Dataset excerpt:
● ● ●

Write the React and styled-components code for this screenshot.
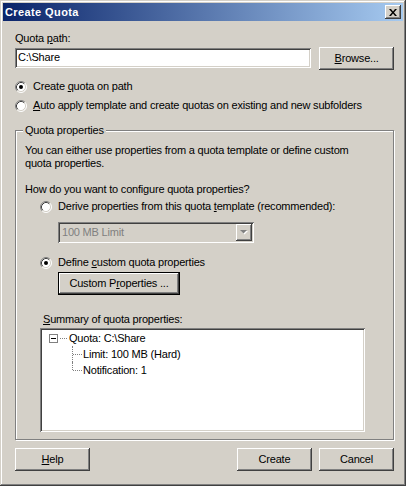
import styled, { createGlobalStyle } from "styled-components"

const GlobalStyle = createGlobalStyle`
  body {
    margin: 0;
    background: #d4d0c8;
    font-family: "Liberation Sans", Arial, sans-serif;
    font-size: 11px;
    line-height: 13px;
    letter-spacing: -0.2px;
    color: #000;
  }
`

const Window = styled.div`
  width: 406px;
  height: 486px;
  box-sizing: border-box;
  padding: 3px;
  background: #d4d0c8;
  box-shadow: inset -1px -1px #404040, inset 1px 1px #d4d0c8,
    inset -2px -2px #808080, inset 2px 2px #fff;
  display: flex;
  flex-direction: column;
`

const TitleBar = styled.div`
  height: 18px;
  padding: 0 2px;
  display: flex;
  align-items: center;
  justify-content: space-between;
  background: linear-gradient(to right, #0a246a, #a6caf0);
`

const Title = styled.span`
  color: #fff;
  font-weight: bold;
  font-size: 11px;
  letter-spacing: 0.4px;
`

const raised = `
  background: #d4d0c8;
  box-shadow: inset -1px -1px #404040, inset 1px 1px #fff,
    inset -2px -2px #808080, inset 2px 2px #d4d0c8;
`

const sunken = `
  box-shadow: inset 1px 1px #808080, inset -1px -1px #fff,
    inset 2px 2px #404040, inset -2px -2px #d4d0c8;
`

const CloseButton = styled.div`
  ${raised}
  width: 16px;
  height: 14px;
  display: flex;
  align-items: center;
  justify-content: center;
`

const Client = styled.div`
  flex: 1;
  padding: 0 9px 0 12px;
  display: flex;
  flex-direction: column;
`

const Label = styled.div`
  margin-top: ${(p) => p.$top || 0}px;
  margin-left: ${(p) => p.$indent || 0}px;
`

const PathRow = styled.div`
  margin-top: 2px;
  display: flex;
  align-items: flex-start;
  gap: 8px;
`

const TextBox = styled.div`
  ${sunken}
  background: #fff;
  width: 297px;
  height: 20px;
  margin-top: 1px;
  box-sizing: border-box;
  padding: 3px 3px 0;
`

const Button = styled.div`
  ${raised}
  ${(p) => p.$default && `box-shadow: inset 0 0 0 1px #000, inset -2px -2px #404040, inset 2px 2px #fff, inset -3px -3px #808080;`}
  width: ${(p) => p.$width || 75}px;
  height: 23px;
  margin-top: ${(p) => p.$top || 0}px;
  margin-left: ${(p) => p.$indent || 0}px;
  box-sizing: border-box;
  display: flex;
  align-items: center;
  justify-content: center;
`

const RadioRow = styled.div`
  display: flex;
  align-items: center;
  gap: 6px;
  height: 13px;
  margin-top: ${(p) => p.$top || 0}px;
  margin-left: ${(p) => p.$indent || 0}px;
`

const Radio = ({ checked }) => (
  <svg width="12" height="12" viewBox="0 0 12 12">
    <circle cx="6" cy="6" r="5" fill="#fff" />
    <path d="M2.11 9.89 A5.5 5.5 0 0 1 9.89 2.11" fill="none" stroke="#808080" />
    <path d="M9.89 2.11 A5.5 5.5 0 0 1 2.11 9.89" fill="none" stroke="#fff" />
    <path d="M2.82 9.18 A4.5 4.5 0 0 1 9.18 2.82" fill="none" stroke="#404040" />
    <path d="M9.18 2.82 A4.5 4.5 0 0 1 2.82 9.18" fill="none" stroke="#d4d0c8" />
    {checked && <circle cx="6" cy="6" r="2" fill="#000" />}
  </svg>
)

const GroupBox = styled.fieldset`
  margin: 12px 0 0;
  padding: 7px 9px 7px 9px;
  border: 1px solid #808080;
  box-shadow: 1px 1px 0 #fff, inset 1px 1px 0 #fff;
  display: flex;
  flex-direction: column;
  align-items: flex-start;
`

const Legend = styled.legend`
  padding: 0 2px;
  margin-left: -2px;
  background: #d4d0c8;
`

const Combo = styled.div`
  ${sunken}
  width: 196px;
  height: 21px;
  margin-top: 9px;
  margin-left: 33px;
  box-sizing: border-box;
  padding: 2px;
  display: flex;
  align-items: stretch;
  color: #808080;
`

const ComboText = styled.div`
  flex: 1;
  padding: 2px 0 0 2px;
`

const ComboButton = styled.div`
  ${raised}
  width: 16px;
  display: flex;
  align-items: center;
  justify-content: center;
`

const TreeBox = styled.div`
  ${sunken}
  background: #fff;
  width: 325px;
  height: 104px;
  margin-top: 2px;
  margin-left: 15px;
  box-sizing: border-box;
  padding: 2px;
`

const TreeItem = styled.div`
  position: relative;
  height: 16px;
  display: flex;
  align-items: center;
  padding-left: ${(p) => (p.$level ? 41 : 7)}px;

  ${(p) =>
    p.$level &&
    `
    &::before {
      content: "";
      position: absolute;
      left: 30px;
      top: 0;
      height: ${p.$last ? 8 : 16}px;
      border-left: 1px dotted #808080;
    }
    &::after {
      content: "";
      position: absolute;
      left: 31px;
      top: 8px;
      width: 9px;
      border-top: 1px dotted #808080;
    }
  `}
`

const Expander = styled.div`
  display: flex;
  align-items: center;
  margin-right: 2px;
`

const Footer = styled.div`
  margin-top: 8px;
  display: flex;
  gap: 7px;
`

const Spacer = styled.div`
  flex: 1;
`

export default function App() {
  return (
    <>
      <GlobalStyle />
      <Window>
        <TitleBar>
          <Title>Create Quota</Title>
          <CloseButton>
            <svg width="8" height="7" viewBox="0 0 8 7">
              <path d="M0 0h2l2 2.5 2-2.5h2L5 3.5 8 7H6L4 4.5 2 7H0l3-3.5z" fill="#000" />
            </svg>
          </CloseButton>
        </TitleBar>
        <Client>
          <Label $top={11}>
            Quota <u>p</u>ath:
          </Label>
          <PathRow>
            <TextBox>C:\Share</TextBox>
            <Button>
              <span>
                <u>B</u>rowse...
              </span>
            </Button>
          </PathRow>
          <RadioRow $top={10}>
            <Radio checked />
            <span>
              Create <u>q</u>uota on path
            </span>
          </RadioRow>
          <RadioRow $top={6}>
            <Radio />
            <span>
              <u>A</u>uto apply template and create quotas on existing and new subfolders
            </span>
          </RadioRow>
          <GroupBox>
            <Legend>Quota properties</Legend>
            <Label>
              You can either use properties from a quota template or define custom
              <br />
              quota properties.
            </Label>
            <Label $top={13}>How do you want to configure quota properties?</Label>
            <RadioRow $top={4} $indent={15}>
              <Radio />
              <span>
                Derive properties from this quota <u>t</u>emplate (recommended):
              </span>
            </RadioRow>
            <Combo>
              <ComboText>100 MB Limit</ComboText>
              <ComboButton>
                <svg width="8" height="5" viewBox="0 0 8 5">
                  <path d="M1 1h7L4.5 4.5z" fill="#fff" />
                  <path d="M0 0h7L3.5 3.5z" fill="#808080" />
                </svg>
              </ComboButton>
            </Combo>
            <RadioRow $top={13} $indent={15}>
              <Radio checked />
              <span>
                Define <u>c</u>ustom quota properties
              </span>
            </RadioRow>
            <Button $default $width={122} $top={3} $indent={33}>
              <span>
                Custom P<u>r</u>operties ...
              </span>
            </Button>
            <Label $top={18} $indent={18}>
              <u>S</u>ummary of quota properties:
            </Label>
            <TreeBox>
              <TreeItem>
                <Expander>
                  <svg width="9" height="9" viewBox="0 0 9 9">
                    <rect x="0.5" y="0.5" width="8" height="8" fill="#fff" stroke="#808080" />
                    <path d="M2 4.5h5" stroke="#000" />
                  </svg>
                </Expander>
                <svg width="7" height="1" viewBox="0 0 7 1">
                  <path d="M0 0.5h7" stroke="#808080" strokeDasharray="1 1" />
                </svg>
                <span style={{ marginLeft: 2 }}>Quota: C:\Share</span>
              </TreeItem>
              <TreeItem $level={1}>Limit: 100 MB (Hard)</TreeItem>
              <TreeItem $level={1} $last>
                Notification: 1
              </TreeItem>
            </TreeBox>
          </GroupBox>
          <Footer>
            <Button>
              <span>
                <u>H</u>elp
              </span>
            </Button>
            <Spacer />
            <Button>Create</Button>
            <Button>Cancel</Button>
          </Footer>
        </Client>
      </Window>
    </>
  )
}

● ● ●

Instructions for the task: Copy each line above where the string "components" occurs.

Exercise response:
Write the React and styled-components code for this screenshot.
import styled, { createGlobalStyle } from "styled-components"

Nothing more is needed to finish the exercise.